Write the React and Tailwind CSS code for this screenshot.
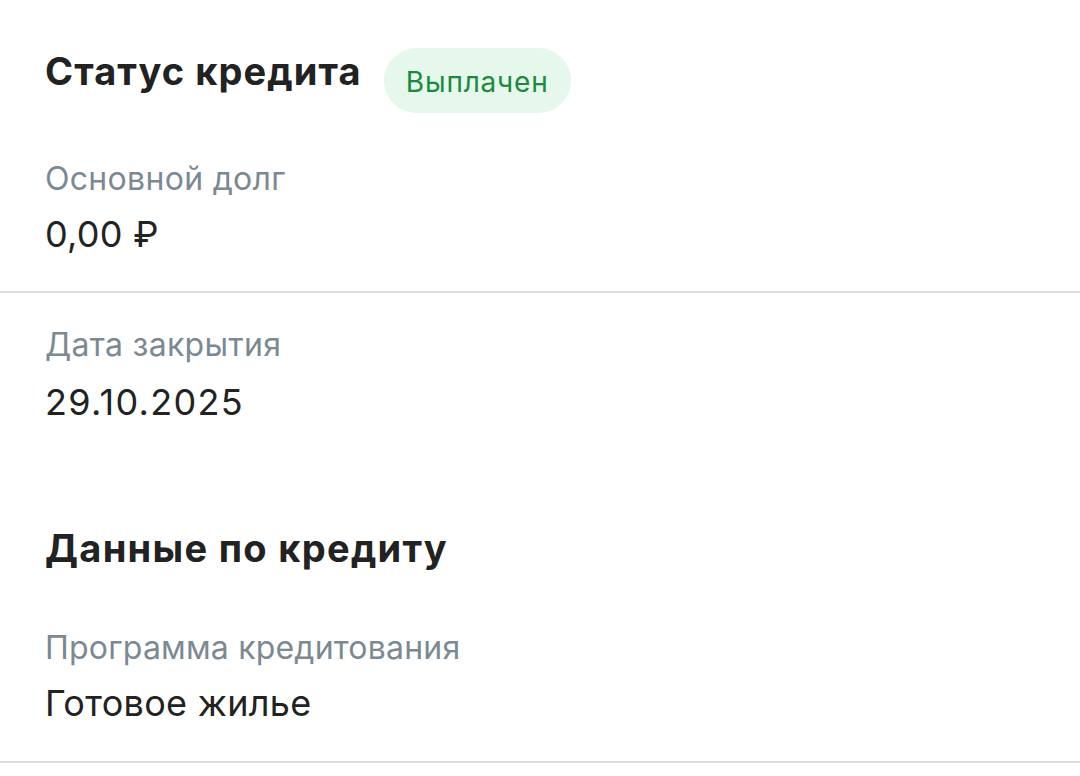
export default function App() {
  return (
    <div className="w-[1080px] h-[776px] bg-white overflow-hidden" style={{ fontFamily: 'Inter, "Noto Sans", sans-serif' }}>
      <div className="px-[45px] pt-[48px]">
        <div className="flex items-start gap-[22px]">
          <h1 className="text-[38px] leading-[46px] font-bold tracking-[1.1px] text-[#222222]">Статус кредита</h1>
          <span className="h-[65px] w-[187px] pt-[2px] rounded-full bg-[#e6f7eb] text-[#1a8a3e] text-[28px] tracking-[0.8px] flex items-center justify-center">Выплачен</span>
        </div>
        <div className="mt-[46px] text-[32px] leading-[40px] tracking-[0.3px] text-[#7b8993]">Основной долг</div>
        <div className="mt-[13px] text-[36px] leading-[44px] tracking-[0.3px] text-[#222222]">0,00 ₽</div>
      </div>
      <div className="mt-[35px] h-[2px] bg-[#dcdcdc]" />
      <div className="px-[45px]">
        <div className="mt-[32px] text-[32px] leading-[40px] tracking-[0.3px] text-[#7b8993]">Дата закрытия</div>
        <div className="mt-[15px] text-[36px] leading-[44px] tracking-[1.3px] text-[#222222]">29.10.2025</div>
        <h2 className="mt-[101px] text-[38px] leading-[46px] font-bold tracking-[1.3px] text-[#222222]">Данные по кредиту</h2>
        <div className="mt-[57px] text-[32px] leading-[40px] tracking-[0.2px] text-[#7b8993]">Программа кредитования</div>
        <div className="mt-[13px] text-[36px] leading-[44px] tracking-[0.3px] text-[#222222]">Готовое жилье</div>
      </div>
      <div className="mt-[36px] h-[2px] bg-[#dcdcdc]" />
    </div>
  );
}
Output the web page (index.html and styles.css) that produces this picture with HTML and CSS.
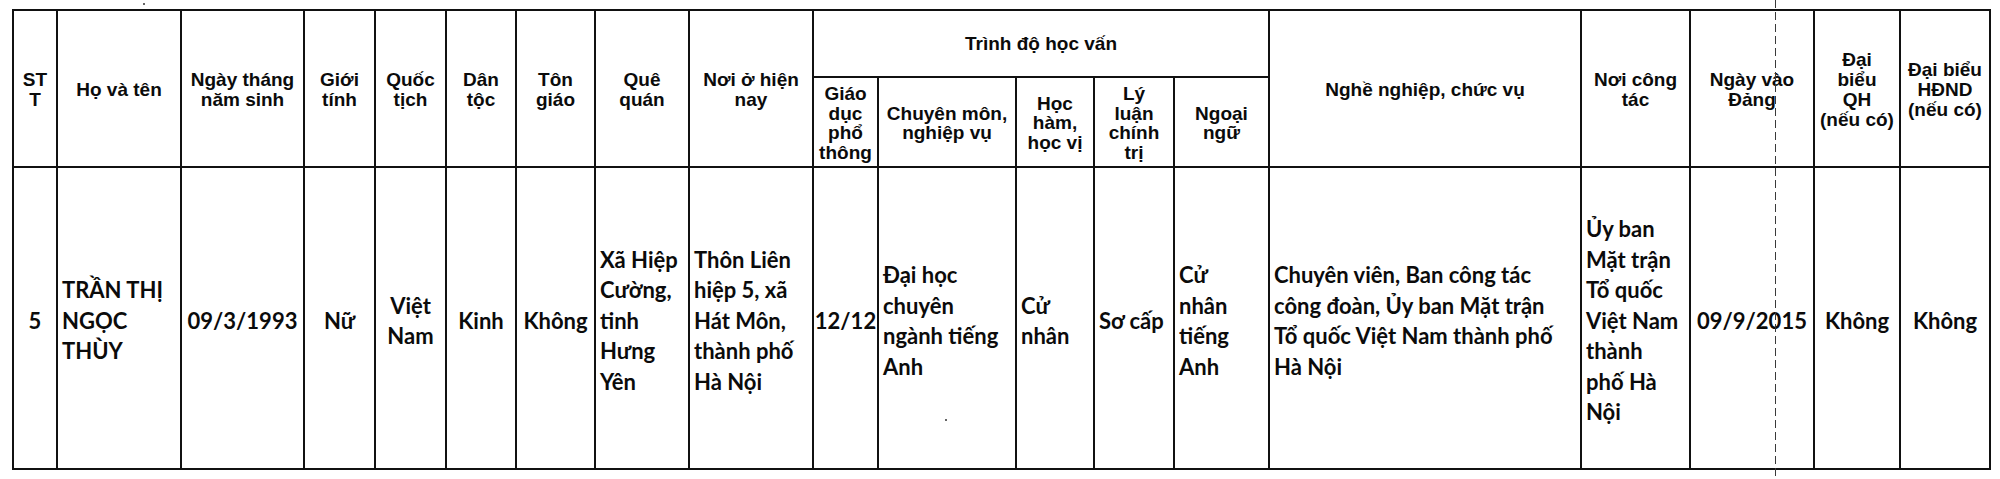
————
REQUIRED WORK = Pull every line containing the word "this" out of the entries above.

WORKED ANSWER =
Write the React and Tailwind CSS code for this screenshot.
Output the web page (index.html and styles.css) that produces this picture with HTML and CSS.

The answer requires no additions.